- DATASET EXCERPT
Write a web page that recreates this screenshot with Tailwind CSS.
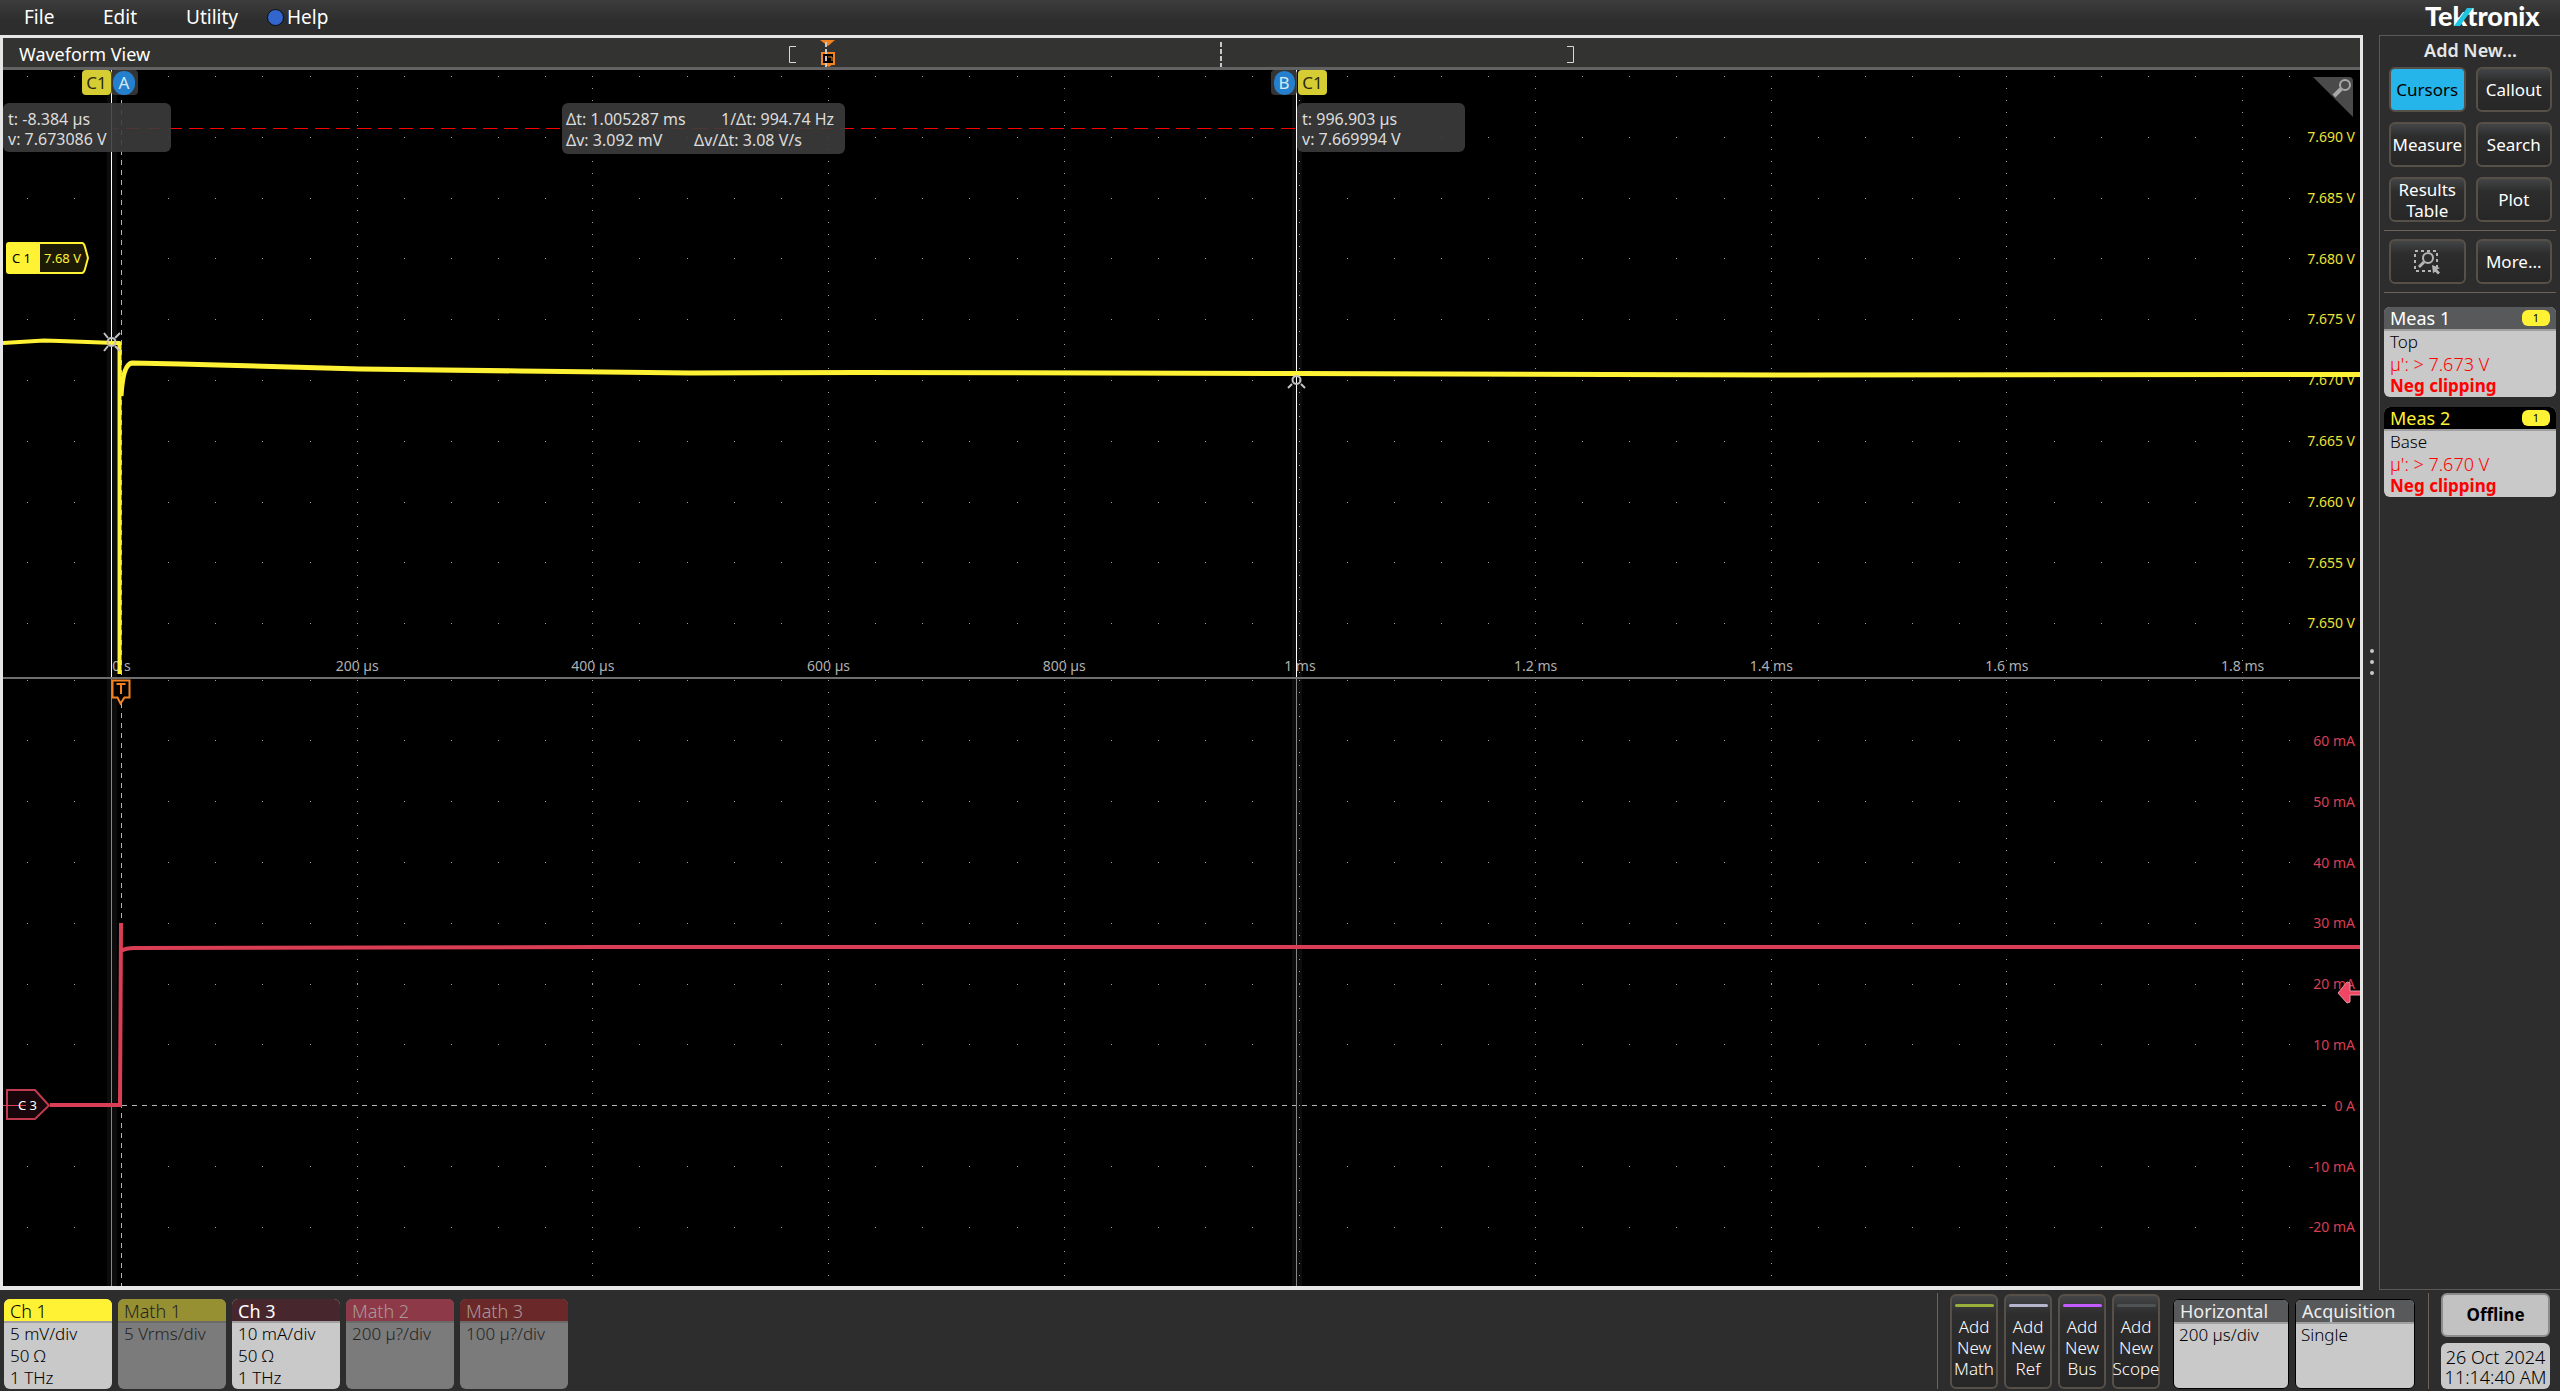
<!DOCTYPE html>
<html lang="en">
<head>
<meta charset="utf-8">
<title>Waveform View</title>
<script src="https://cdn.jsdelivr.net/npm/@tailwindcss/browser@4"></script>
</head>
<body class="flex h-screen flex-col overflow-hidden bg-[#2d2d2d] font-['Noto_Sans',sans-serif] text-white">

<header class="flex h-[35px] shrink-0 items-center justify-between bg-linear-to-b from-[#3d3d3d] to-[#2d2d2d] to-60%">
  <nav class="flex h-full items-center pl-6 text-[19px]">
    <button type="button" class="w-[79px] text-left">File</button>
    <button type="button" class="w-[83px] text-left">Edit</button>
    <button type="button" class="w-[81px] text-left">Utility</button>
    <button type="button" class="flex items-center gap-[3px]"><span class="size-[17px] rounded-full border border-[#0b0b0b] bg-[#3366cc]"></span>Help</button>
  </nav>
  <svg class="mr-3 h-full w-[124px]" viewBox="0 0 124 35" role="img" aria-label="Tektronix">
    <text x="1" y="26" font-family="Lato,sans-serif" font-size="27" font-weight="900" fill="#fff">Tektronix</text>
    <path d="M30 26L43 8H49L36 26Z" fill="#1fc4e0"/>
  </svg>
</header>

<div class="flex min-h-0 flex-1">
  <main class="flex min-w-0 flex-1 flex-col border-3 border-b-4 border-[#e6e6e6]">
    <div class="relative flex h-8 shrink-0 items-center border-b-3 border-[#636363] bg-[#333331] pt-1 pl-4">
      <h1 class="text-[18px]">Waveform View</h1>
      <svg class="absolute inset-0 h-full w-full" viewBox="0 0 2357 29" preserveAspectRatio="none" fill="none">
        <path d="M793 8.500h-6.500v16h6.500M1564 8.500h6.500v16h-6.500" stroke="#d8d8d8"/>
        <path d="M1218 4v25" stroke="#c8c8c8" stroke-width="2" stroke-dasharray="5 2"/>
        <rect x="819" y="15" width="12" height="11" fill="#000" stroke="#f58220" stroke-width="2"/>
        <path d="M817 2h15l-7 6z" fill="#f58220"/>
        <path d="M821 26h9l-4 3z" fill="#f58220"/>
        <path d="M823 4v25" stroke="#c8c8c8" stroke-width="2" stroke-dasharray="5 2"/>
        <path d="M825 19h4v4" stroke="#f58220"/>
      </svg>
    </div>

    <section class="relative min-h-0 flex-1 bg-black" aria-label="Waveforms">
      <svg id="plot" class="h-full w-full" viewBox="3 70 2357 1216" preserveAspectRatio="none" font-family="'Noto Sans',sans-serif" font-size="14" fill="none">
        <rect x="107" y="70" width="10" height="1216" fill="#0c0c0c"/>
        <rect x="1292" y="70" width="10" height="1216" fill="#0c0c0c"/>
        <g id="grid" fill="#a0a0a0"></g>
        <g id="labels"></g>
        <path d="M3 678H2360" stroke="#6e6e6e" stroke-width="2"/>
        <path d="M121.500 100V676M121.500 703V1286" stroke="#b4b4b4" stroke-dasharray="5 5"/>
        <path d="M122 1105.500H2326" stroke="#b4b4b4" stroke-dasharray="5 5"/>
        <path d="M113 128.500H1296" stroke="#f00" stroke-dasharray="14 7" stroke-dashoffset="8"/>
        <path d="M111.500 70V677M1296.500 70V677" stroke="#fff"/>
        <path d="M111.500 679V1286M1296.500 679V1286" stroke="#858585"/>
        <g stroke="#fff133" stroke-width="5" stroke-linejoin="round">
          <path d="M3 343L44 340.500L60 341L115 343H119.500V674" stroke-width="4"/>
          <path d="M121 396Q123 364 132 363L180 364L360 369L520 371L690 373L860 372.500L1300 373.500L1800 375L2360 374.500"/>
        </g>
        <g stroke="#c4c4c4" stroke-width="2">
          <circle cx="111.500" cy="342" r="4"/>
          <path d="M104 333l4 5M120 333l-5 5M104 351l4-5M120 351l-5-5"/>
          <circle cx="1296.500" cy="380" r="4"/>
          <path d="M1288 388l4-4M1305 388l-4-4"/>
        </g>
        <g stroke="#d93e55" stroke-width="4">
          <path d="M50 1105H120L121 923M121 951Q126 948 134 948L600 947H2360"/>
        </g>
        <path d="M112.500 680.500h17v17h-5l-4 6l-3-6h-5z" fill="#000" stroke="#f58220" stroke-width="2"/>
        <path d="M116.500 684h9M121 684v10" stroke="#f58220" stroke-width="2"/>
        <path d="M7 1090h28l14 15.500L35 1119H7z" fill="#18060a" stroke="#c03a50" stroke-width="2"/>
        <path d="M3 1105.500H26" stroke="#d93e55"/>
        <text x="18" y="1110" font-size="13" fill="#fff">C 3</text>
        <rect x="6" y="242" width="34" height="32" rx="3" fill="#fff133"/>
        <path d="M39 243h43q2 0 3 4l3 11l-3 11q-1 4-3 4H39z" fill="#1c1a05" stroke="#fff133" stroke-width="2"/>
        <text x="12" y="263" font-size="13" fill="#000">C 1</text>
        <text x="44" y="263" font-size="13" fill="#fff133">7.68 V</text>
        <path d="M2360 991h-10v-8l-3-1l-9 11l9 10l3-1v-7h10" fill="#ef4763" stroke="#e8909e"/>
        <path d="M2313 77h36q4 0 4 4v36z" fill="#4a4a4a"/>
        <circle cx="2345" cy="85" r="5" stroke="#a8a8a8" stroke-width="2"/>
        <path d="M2341 89l-7 7" stroke="#a8a8a8" stroke-width="4"/>
      </svg>

      <div class="absolute left-[79px] top-0 flex h-[25px] items-center text-[17px]">
        <span class="flex h-full w-[29px] items-center justify-center rounded bg-[#d6cd35] text-[#2a2a10]">C1</span>
        <span class="flex h-full w-[27px] items-center rounded bg-[#3a3a3a]/90 pl-[2px]"><span class="flex h-6 w-[22px] items-center justify-center rounded-full bg-[#2480cc] text-[#d8e8f4]">A</span></span>
      </div>
      <div class="absolute left-[1268px] top-0 flex h-[25px] items-center gap-px text-[17px]">
        <span class="flex h-full w-[26px] items-center justify-center rounded bg-[#3a3a3a]/90"><span class="flex h-6 w-[21px] items-center justify-center rounded-full bg-[#2480cc] text-[#d8e8f4]">B</span></span>
        <span class="flex h-full w-[29px] items-center justify-center rounded bg-[#d6cd35] text-[#2a2a10]">C1</span>
      </div>
      <div class="absolute left-0 top-[33px] h-[49px] w-[168px] rounded-md bg-[#3c3c3c]/90 py-[6px] pl-[5px] text-[16px] leading-5 text-[#dcdcdc]"><p>t: -8.384 µs</p><p>v: 7.673086 V</p></div>
      <div class="absolute left-[559px] top-[33px] h-[51px] w-[283px] rounded-md bg-[#3c3c3c]/90 py-[6px] pl-1 text-[16px] leading-[21px] text-[#dcdcdc]">
        <p class="flex"><span class="w-[155px]">Δt: 1.005287 ms</span><span>1/Δt: 994.74 Hz</span></p>
        <p class="flex"><span class="w-[128px]">Δv: 3.092 mV</span><span>Δv/Δt: 3.08 V/s</span></p>
      </div>
      <div class="absolute left-[1294px] top-[33px] h-[49px] w-[168px] rounded-md bg-[#3c3c3c]/90 py-[6px] pl-[5px] text-[16px] leading-5 text-[#dcdcdc]"><p>t: 996.903 µs</p><p>v: 7.669994 V</p></div>
    </section>
  </main>

  <div class="flex w-4 flex-col items-center justify-center gap-[7px] pb-[2px] pl-px">
    <span class="size-1 rounded-full bg-[#c8c8c8]"></span><span class="size-1 rounded-full bg-[#c8c8c8]"></span><span class="size-1 rounded-full bg-[#c8c8c8]"></span>
  </div>

  <aside class="w-[181px] shrink-0 border-y border-l border-[#5c5856] px-1 text-[17px] leading-[21px]">
    <h2 class="pl-px text-center text-[18px] font-semibold leading-[28px] text-[#e6e6e6]">Add New...</h2>
    <div class="mt-[3px] grid grid-cols-2 gap-[10px] pl-[5px] pr-1">
      <button type="button" class="h-[45px] rounded-md border-2 border-[#575048] bg-[#26b5ea] text-black">Cursors</button>
      <button type="button" class="h-[45px] rounded-md border-2 border-[#575048] bg-linear-to-b from-[#434547] via-[#2d2d2d] via-30% to-[#272727]">Callout</button>
      <button type="button" class="h-[45px] rounded-md border-2 border-[#575048] bg-linear-to-b from-[#434547] via-[#2d2d2d] via-30% to-[#272727]">Measure</button>
      <button type="button" class="h-[45px] rounded-md border-2 border-[#575048] bg-linear-to-b from-[#434547] via-[#2d2d2d] via-30% to-[#272727]">Search</button>
      <button type="button" class="h-[45px] rounded-md border-2 border-[#575048] bg-linear-to-b from-[#434547] via-[#2d2d2d] via-30% to-[#272727]">Results<br>Table</button>
      <button type="button" class="h-[45px] rounded-md border-2 border-[#575048] bg-linear-to-b from-[#434547] via-[#2d2d2d] via-30% to-[#272727]">Plot</button>
    </div>
    <hr class="my-[8px] border-[#6e6259]">
    <div class="grid grid-cols-2 gap-[10px] pl-[5px] pr-1">
      <button type="button" aria-label="Zoom to area" class="flex h-[45px] items-center justify-center rounded-md border-2 border-[#575048] bg-linear-to-b from-[#434547] via-[#2d2d2d] via-30% to-[#272727]">
        <svg class="h-[26px] w-7" viewBox="0 0 28 26" fill="none" stroke="#b4b4b4" stroke-width="2">
          <path d="M2 2h22v20h-22z" stroke-dasharray="3 3"/>
          <circle cx="15" cy="9" r="5"/><path d="M11 13l-5 5" stroke-width="3"/>
          <path d="M19 16l8 3-3 1.500 3 3-2 2-3-3-2 2z" fill="#b4b4b4" stroke="none"/>
        </svg>
      </button>
      <button type="button" class="h-[45px] rounded-md border-2 border-[#575048] bg-linear-to-b from-[#434547] via-[#2d2d2d] via-30% to-[#272727]">More...</button>
    </div>
    <hr class="mt-[8px] mb-[14px] border-[#6e6259]">
    <section class="mb-[10px] h-[90px] overflow-hidden rounded-md bg-[#c9c9c9] leading-[22px] text-[#f00]">
      <h3 class="flex h-6 items-center justify-between border-b-2 border-[#a0a0a0] bg-[#58595b] pl-[6px] pr-[6px] text-[18px] text-white">Meas 1<span class="h-4 w-7 rounded-md bg-[#fff133] text-center text-[11px] leading-4 text-black">1</span></h3>
      <p class="pl-[6px] font-light text-black">Top</p><p class="pl-[6px] text-[18px] font-light">µ': &gt; 7.673 V</p><p class="pl-[6px] font-bold">Neg clipping</p>
    </section>
    <section class="h-[90px] overflow-hidden rounded-md bg-[#c9c9c9] leading-[22px] text-[#f00]">
      <h3 class="flex h-6 items-center justify-between border-b-2 border-[#a0a0a0] bg-black pl-[6px] pr-[6px] text-[18px] text-[#fff133]">Meas 2<span class="h-4 w-7 rounded-md bg-[#fff133] text-center text-[11px] leading-4 text-black">1</span></h3>
      <p class="pl-[6px] font-light text-black">Base</p><p class="pl-[6px] text-[18px] font-light">µ': &gt; 7.670 V</p><p class="pl-[6px] font-bold">Neg clipping</p>
    </section>
  </aside>
</div>

<footer class="flex h-[101px] shrink-0 items-end justify-between pl-1 pr-[10px] pb-[2px] text-[17px] leading-[22px]">
  <div class="flex gap-[6px] font-light text-black">
    <section class="h-[90px] w-[108px] overflow-hidden rounded-md bg-[#c9c9c9]"><h3 class="h-6 border-b-2 border-[#a0a0a0] bg-[#fff133] pt-px pl-[6px] text-[18px]">Ch 1</h3><p class="pl-[6px]">5 mV/div</p><p class="pl-[6px]">50 Ω</p><p class="pl-[6px]">1 THz</p></section>
    <section class="h-[90px] w-[108px] overflow-hidden rounded-md bg-[#7b7b7b] text-[#242424]"><h3 class="h-6 border-b-2 border-[#6a6a6a] bg-[#969033] pt-px pl-[6px] text-[18px]">Math 1</h3><p class="pl-[6px]">5 Vrms/div</p></section>
    <section class="h-[90px] w-[108px] overflow-hidden rounded-md bg-[#c9c9c9]"><h3 class="h-6 border-b-2 border-[#a0a0a0] bg-[#48262d] pt-px pl-[6px] text-[18px] font-normal text-white">Ch 3</h3><p class="pl-[6px]">10 mA/div</p><p class="pl-[6px]">50 Ω</p><p class="pl-[6px]">1 THz</p></section>
    <section class="h-[90px] w-[108px] overflow-hidden rounded-md bg-[#7b7b7b] text-[#242424]"><h3 class="h-6 border-b-2 border-[#6a6a6a] bg-[#8d3948] pt-px pl-[6px] text-[18px] text-[#a99]">Math 2</h3><p class="pl-[6px]">200 µ?/div</p></section>
    <section class="h-[90px] w-[108px] overflow-hidden rounded-md bg-[#7b7b7b] text-[#242424]"><h3 class="h-6 border-b-2 border-[#6a6a6a] bg-[#6b2829] pt-px pl-[6px] text-[18px] text-[#a99]">Math 3</h3><p class="pl-[6px]">100 µ?/div</p></section>
  </div>
  <div class="flex items-end font-light">
    <div class="mr-3 h-24 w-px bg-[#6e6259]"></div>
    <div class="mr-[13px] flex gap-[6px] leading-[21px]">
      <button type="button" class="flex h-[95px] w-12 flex-col items-center rounded-md border-2 border-[#575048] bg-linear-to-b from-[#434547] via-[#2d2d2d] via-20% to-[#272727] pt-2"><span class="mb-[9px] h-[3px] w-[39px] rounded bg-[#98b03a]"></span><span>Add<br>New<br>Math</span></button>
      <button type="button" class="flex h-[95px] w-12 flex-col items-center rounded-md border-2 border-[#575048] bg-linear-to-b from-[#434547] via-[#2d2d2d] via-20% to-[#272727] pt-2"><span class="mb-[9px] h-[3px] w-[39px] rounded bg-[#b4b4cc]"></span><span>Add<br>New<br>Ref</span></button>
      <button type="button" class="flex h-[95px] w-12 flex-col items-center rounded-md border-2 border-[#575048] bg-linear-to-b from-[#434547] via-[#2d2d2d] via-20% to-[#272727] pt-2"><span class="mb-[9px] h-[3px] w-[39px] rounded bg-[#c25cff]"></span><span>Add<br>New<br>Bus</span></button>
      <button type="button" class="flex h-[95px] w-12 flex-col items-center rounded-md border-2 border-[#575048] bg-linear-to-b from-[#434547] via-[#2d2d2d] via-20% to-[#272727] pt-2"><span class="mb-[9px] h-[3px] w-[39px] rounded bg-[#505354]"></span><span>Add<br>New<br>Scope</span></button>
    </div>
    <section class="mr-[6px] h-[90px] w-[116px] overflow-hidden rounded-md border border-black bg-[#c9c9c9] text-black"><h3 class="h-6 border-b-2 border-[#a0a0a0] bg-[#58595b] pl-[6px] text-[18px] font-normal text-[#eee]">Horizontal</h3><p class="pl-[5px]">200 µs/div</p></section>
    <section class="mr-[13px] h-[90px] w-[120px] overflow-hidden rounded-md border border-black bg-[#c9c9c9] text-black"><h3 class="h-6 border-b-2 border-[#a0a0a0] bg-[#58595b] pl-[6px] text-[18px] font-normal text-[#eee]">Acquisition</h3><p class="pl-[5px]">Single</p></section>
    <div class="mr-3 h-24 w-px bg-[#6e6259]"></div>
    <div class="flex flex-col gap-[6px] text-black">
      <button type="button" class="h-11 w-[109px] rounded-md border-2 border-[#8c8c8c] bg-[#c2c2c2] font-bold">Offline</button>
      <p class="h-[46px] w-[109px] rounded-md bg-[#c9c9c9] pt-1 text-center text-[18px] leading-5">26 Oct 2024<br>11:14:40 AM</p>
    </div>
  </div>
</footer>

<script>
  const NS = 'http://www.w3.org/2000/svg';
  const grid = document.getElementById('grid');
  const labels = document.getElementById('labels');
  const X0 = 121.5, DX = 235.68;
  function dot(x, y) {
    const r = document.createElementNS(NS, 'rect');
    r.setAttribute('x', Math.floor(x)); r.setAttribute('y', Math.round(y));
    r.setAttribute('width', 1); r.setAttribute('height', 1);
    grid.appendChild(r);
  }
  function label(x, y, text, fill, anchor) {
    const t = document.createElementNS(NS, 'text');
    t.setAttribute('x', x); t.setAttribute('y', y);
    t.setAttribute('fill', fill); t.setAttribute('text-anchor', anchor);
    t.textContent = text;
    labels.appendChild(t);
  }
  // Graticule of one pane: rows of minor columns plus finely dotted major columns
  function pane(y0, rows, dy, bottom) {
    for (let r = 0; r < rows; r++)
      for (let i = -2; i <= 46; i++)
        if (i !== 0) dot(X0 + i * DX / 5, y0 + r * dy);
    for (let m = 1; m <= 9; m++)
      for (let y = y0; y < bottom; y += dy / 5) dot(X0 + m * DX, y);
  }
  pane(76, 10, 60.8, 674);
  pane(679.5, 10, 60.8, 1284);
  ['0 s', '200 µs', '400 µs', '600 µs', '800 µs', '1 ms', '1.2 ms', '1.4 ms', '1.6 ms', '1.8 ms']
    .forEach((s, i) => label(X0 + i * DX, 671, s, '#b0b0b0', 'middle'));
  for (let i = 0; i < 9; i++)
    label(2355, Math.round(142 + i * 60.8), (7.69 - i * 0.005).toFixed(3) + ' V', '#ece335', 'end');
  for (let i = 0; i < 9; i++) {
    const v = 60 - i * 10;
    label(2355, Math.round(746 + i * 60.8), v ? v + ' mA' : '0 A', '#d93e55', 'end');
  }
</script>
</body>
</html>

- TASK TO CARRY OUT
Repeat only the lines from the beginning of the material through the line containing "h-screen flex-col overflow-hidden", both ends kept, leaving pictures out.

- THE ANSWER
Write a web page that recreates this screenshot with Tailwind CSS.
<!DOCTYPE html>
<html lang="en">
<head>
<meta charset="utf-8">
<title>Waveform View</title>
<script src="https://cdn.jsdelivr.net/npm/@tailwindcss/browser@4"></script>
</head>
<body class="flex h-screen flex-col overflow-hidden bg-[#2d2d2d] font-['Noto_Sans',sans-serif] text-white">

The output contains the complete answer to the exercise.